Personas: SQL Traits

SQL Traits allow you to import user or account traits from your data warehouse back into Personas to build audiences, or to enhance Segment data that you send to other destinations.

SQL Traits are only limited by what data you have in your warehouse. Anything you can write a query for can become a SQL Trait, which allows you to add more details to your user and account profiles, which allows better and more nuanced personalization.

This unlocks some interesting possibilities to help you meet your business goals.

  • Imagine you want to increase the CSAT (customer satisfaction score) of your Support team. You could create a SQL Trait of most common ticket requests for a customers’ industry by joining data from cloud sources like Zendesk and Salesforce, so you can better anticipate the user’s problems and speed up their solution.
  • If you wanted to determine if a user is a resident of a specific area, you could query address data in your Warehouse and send this information as a true or false trait to a Personas audience.
  • If you wanted to fill gaps in your customer profiles to include information from before you implemented Segment, you could import historical traits from your warehouse to fill in the gaps.
  • If you wanted to more accurately predict lifetime value (LTV) for a customer, you can generate a complex query based on demographic and customer data in your warehouse, and use that information in a Personas audience to send personalized offers or recommend specific products.
  • You could use similarly complex queries to build churn or product adoption models that cannot be easily calculated using Personas Computed Traits, and use them to inform your outreach efforts.

Check out our blog post for more customer case studies.

Example: Cloud Sources Sync

SQL traits allow you to import data from object cloud sources such as Salesforce, Stripe, Zendesk, Hubspot, Marketo, Intercom and more. For example, you could bring in Salesforce Leads or Accounts, syncing Zendesk ticket behavior, or Stripe LTV calculations.

The two examples below show SQL queries you could use to get cloud-source information from your warehouse.

Salesforce lead import If you wanted to import data from the Salesforce leads and contacts table, you could use SQL similar to the following query:

    select external_id_c as user_id,
    lead_score_c,
    lead_age_c,
    lead_status
    -- …more properties
    from salesforce.leads

Has Open Ticket in Zendesk

This query computes whether a user has an open ticket.

    select distinct u.external_id as user_id, true as has_open_ticket
    from zendesk.tickets t
    join zendesk.users u
    on u.id = t.requester_id
    where t.status in ('pending','open','hold','new')

Setting up SQL traits

To use SQL traits you need:

  • a Warehouse connected to Segment
  • a Personas-enabled Segment workspace
  • a user account with access to Personas in that workspace

Step 1. Set up a warehouse source

We currently support Redshift, Postgres, Snowflake, and BigQuery as data warehouse sources for SQL traits. The setup process for BigQuery is a bit different as it requires a service user.

For any warehouse, we recommend that you create a separate read-only user for building SQL traits.
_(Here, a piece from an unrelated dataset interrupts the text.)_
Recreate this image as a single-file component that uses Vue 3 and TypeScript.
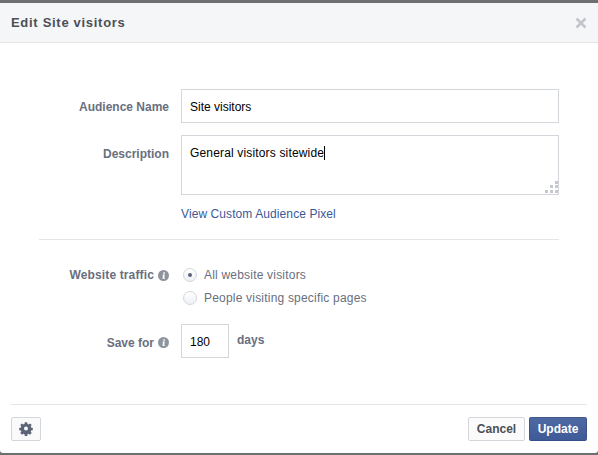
<script setup lang="ts">
const title = 'Edit Site visitors'
</script>

<template>
  <div class="page">
    <div class="dialog">
      <header class="head">
        <h1 class="title">{{ title }}</h1>
        <svg class="close" width="12" height="12" viewBox="0 0 12 12"><path d="M1.5 1.5l9 9M10.5 1.5l-9 9" stroke="#c2c5cb" stroke-width="2.6" fill="none"/></svg>
      </header>
      <main class="body">
        <div class="row name-row">
          <div class="label name-label">Audience Name</div>
          <div class="field name-field"><span class="value">Site visitors</span></div>
        </div>
        <div class="row desc-row">
          <div class="label desc-label">Description</div>
          <div class="field desc-field">
            <span class="value desc-value">General visitors sitewide</span><span class="caret"></span>
            <svg class="grip" width="13" height="12" viewBox="0 0 13 12" fill="#c6c8cc">
              <rect x="10" y="0" width="3" height="3"/><rect x="5" y="4" width="3" height="3"/><rect x="10" y="4" width="3" height="3"/>
              <rect x="0" y="9" width="3" height="3"/><rect x="5" y="9" width="3" height="3"/><rect x="10" y="9" width="3" height="3"/>
            </svg>
          </div>
        </div>
        <a class="pixel-link">View Custom Audience Pixel</a>
        <div class="divider"></div>
        <div class="row traffic-row">
          <div class="label with-info"><span class="traffic-text">Website traffic</span> <svg class="info" width="11" height="11" viewBox="0 0 11 11"><circle cx="5.5" cy="5.5" r="5.5" fill="#8d949e"/><path d="M4.6 4.6h2.2l-.5 3.4h.7v.8H4.4l.6-3.5h-.6zM5.3 2.2h1.6v1.6H5.3z" fill="#fff"/></svg></div>
          <div class="radios">
            <div class="radio-line"><span class="radio on"></span><span class="radio-text">All website visitors</span></div>
            <div class="radio-line"><span class="radio"></span><span class="radio-text">People visiting specific pages</span></div>
          </div>
        </div>
        <div class="row save-row">
          <div class="label with-info save-label">Save for <svg class="info" width="11" height="11" viewBox="0 0 11 11"><circle cx="5.5" cy="5.5" r="5.5" fill="#8d949e"/><path d="M4.6 4.6h2.2l-.5 3.4h.7v.8H4.4l.6-3.5h-.6zM5.3 2.2h1.6v1.6H5.3z" fill="#fff"/></svg></div>
          <div class="field days-field"><span class="value">180</span></div>
          <span class="days">days</span>
        </div>
      </main>
      <footer class="foot">
        <button class="btn gear-btn" type="button">
          <svg width="14" height="14" viewBox="0 0 14 14" fill="#5c6578"><path fill-rule="evenodd" d="M5.8 1h2.4l.3 1.7 1 .4L11 2.1l1.7 1.7-1 1.5.4 1 1.7.3v2.4l-1.7.3-.4 1 1 1.5-1.7 1.7-1.5-1-1 .4-.3 1.7H5.8l-.3-1.7-1-.4-1.5 1-1.7-1.7 1-1.5-.4-1-1.7-.3V6.6l1.7-.3.4-1-1-1.5L3 2.1l1.5 1 1-.4zM7 5.2a2 2 0 1 0 0 4 2 2 0 0 0 0-4z" transform="translate(0 -.7)"/></svg>
        </button>
        <div class="actions">
          <button class="btn cancel" type="button">Cancel</button>
          <button class="btn update" type="button">Update</button>
        </div>
      </footer>
    </div>
  </div>
</template>

<style>
html, body { margin: 0; background: #fff; }
</style>

<style scoped>
.page {
  width: 598px;
  height: 455px;
  overflow: hidden;
  font-family: "Liberation Sans", Arial, sans-serif;
  font-size: 12px;
  background: #6f6f6f;
  display: flex;
  flex-direction: column;
  padding: 3px 0 2px;
  box-sizing: border-box;
}
.dialog { flex: 1; background: #fff; display: flex; flex-direction: column; border-radius: 0 0 3px 3px; }
.head {
  height: 39px;
  background: #f5f6f7;
  border-bottom: 1px solid #e5e5e5;
  display: flex;
  align-items: center;
  justify-content: space-between;
  padding: 0 12px 0 11px;
  flex: none;
  box-sizing: content-box;
}
.title { margin: 0; font-size: 13px; font-weight: bold; color: #4b4f56; letter-spacing: .7px; }
.close { display: block; margin-right: -1px; }
.body { flex: 1; padding-top: 46px; display: flex; flex-direction: column; }
.row { display: flex; }
.label {
  width: 169px;
  margin-right: 12px;
  text-align: right;
  font-weight: bold;
  color: #696f7e;
  flex: none;
  box-sizing: border-box;
}
.name-label { padding-top: 1px; }
.field { border: 1px solid #d3d6db; box-sizing: border-box; color: #000; padding: 0 8px; }
.name-row { align-items: center; height: 34px; }
.name-field { width: 378px; height: 34px; line-height: 34px; }
.desc-row { margin-top: 12px; }
.desc-label { padding-top: 12px; }
.desc-field { width: 378px; height: 60px; position: relative; padding-top: 10px; line-height: 14px; display: block; }
.desc-value { letter-spacing: .16px; }
.caret { display: inline-block; width: 1px; height: 14px; background: #000; vertical-align: top; }
.grip { position: absolute; right: 0; bottom: 1px; }
.pixel-link { margin: 12px 0 0 181px; line-height: 14px; color: #3b5998; letter-spacing: .09px; }
.divider { height: 1px; background: #e5e5e5; margin: 18px 39px 0; }
.traffic-row { margin-top: 28px; }
.traffic-text { letter-spacing: .14px; }
.with-info { display: flex; justify-content: flex-end; align-items: center; gap: 4px; height: 14px; }
.radios { display: flex; flex-direction: column; gap: 9px; margin-top: 0; }
.radio-line { display: flex; align-items: center; height: 14px; }
.radio {
  width: 14px; height: 14px; border-radius: 50%;
  border: 1px solid #d3d6db;
  background: linear-gradient(#fff, #eef0f3);
  box-sizing: border-box;
  margin-left: 2px;
  margin-right: 7px;
  position: relative;
  flex: none;
}
.radio.on::after {
  content: ""; position: absolute; left: 4px; top: 4px; width: 4px; height: 4px; border-radius: 50%; background: #5b6477;
}
.radio-text { color: #696f7e; letter-spacing: .2px; }
.save-row { margin-top: 19px; align-items: center; height: 34px; }
.save-label { padding-top: 3px; }
.days-field { width: 48px; height: 34px; line-height: 34px; }
.days { font-weight: bold; color: #696f7e; margin-left: 8px; margin-top: -2px; }
.foot {
  margin: 0 11px;
  height: 49px;
  flex: none;
  border-top: 1px solid #e5e5e5;
  display: flex;
  justify-content: space-between;
  align-items: flex-start;
  padding-top: 12px;
  box-sizing: border-box;
}
.actions { display: flex; gap: 4px; }
.btn {
  height: 24px;
  font: bold 12px "Liberation Sans", Arial, sans-serif;
  border-radius: 2px;
  border: 1px solid #d3d6db;
  background: #fafafa;
  color: #4b4f56;
  padding: 0;
  display: flex;
  align-items: center;
  justify-content: center;
  box-sizing: border-box;
}
.gear-btn { width: 30px; }
.cancel { width: 57px; background: #fbfbfb; }
.update { width: 58px; background: linear-gradient(#4e69a2, #3f5b98); border-color: #435a8b #3c5488 #334f8c; color: #fff; }
</style>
Redshift, Postgres, Snowflake Setup

If you don’t already have a data warehouse, follow one of the guides here first:

Remember to create a read-only service user!

BigQuery Setup

To connect BigQuery to Segment SQL Traits, you must create a service account for Segment to use.

  1. Navigate to the Google Developers Console.

  2. Click the drop down to the left of the search bar and select the project to which you want to connect.

    Note: If you don’t see the project you want in the menu, click the account switcher in the upper right corner, and check that you’re logged in to the right Google account for the project.

  3. Click the menu in the upper left and select IAM & Admin, then Service accounts.

  4. Click Create service account.

  5. Give the service account a name - we recommend something like segment-sqltraits.

  6. Under Project Role, add only the BigQuery Data Viewer and BigQuery Job User roles.

    IMPORTANT: Do not add any other roles to the service account. Adding other roles can prevent Segment from connecting to the account.

  7. Click Create Key.

  8. Select JSON and click Create.

    A file with the key is saved to your computer. Save this, because you’ll need it to set up the Warehouse source in the next step.

    1. Create new BigQuery Warehouse Source in Personas

    Now you can create a new BigQuery warehouse source, upload the JSON key you just downloaded, and complete the BigQuery setup

Step 2. Add the warehouse as a Personas Source

Once your warehouse is up and running:

  1. Navigate to the Personas settings (Personas > Settings tab > Warehouse Sources), and click New Warehouse Source.

  2. Select the type of warehouse you’re connecting.

  3. In the next screen, provide the connection credentials, and click Save.

    If you’re connecting a BigQuery warehouse, use the JSON key file that you downloaded as the last step.

Creating a SQL Trait

Before you create a SQL trait, you must first preview it to validate your query. If you’ve never used SQL before, we have a few templates you can use to try it out.

Preview the SQL trait

From the Personas screen, go to the Computed Traits tab, and click create a new SQL trait. Select the data warehouse that contains the data you want to query.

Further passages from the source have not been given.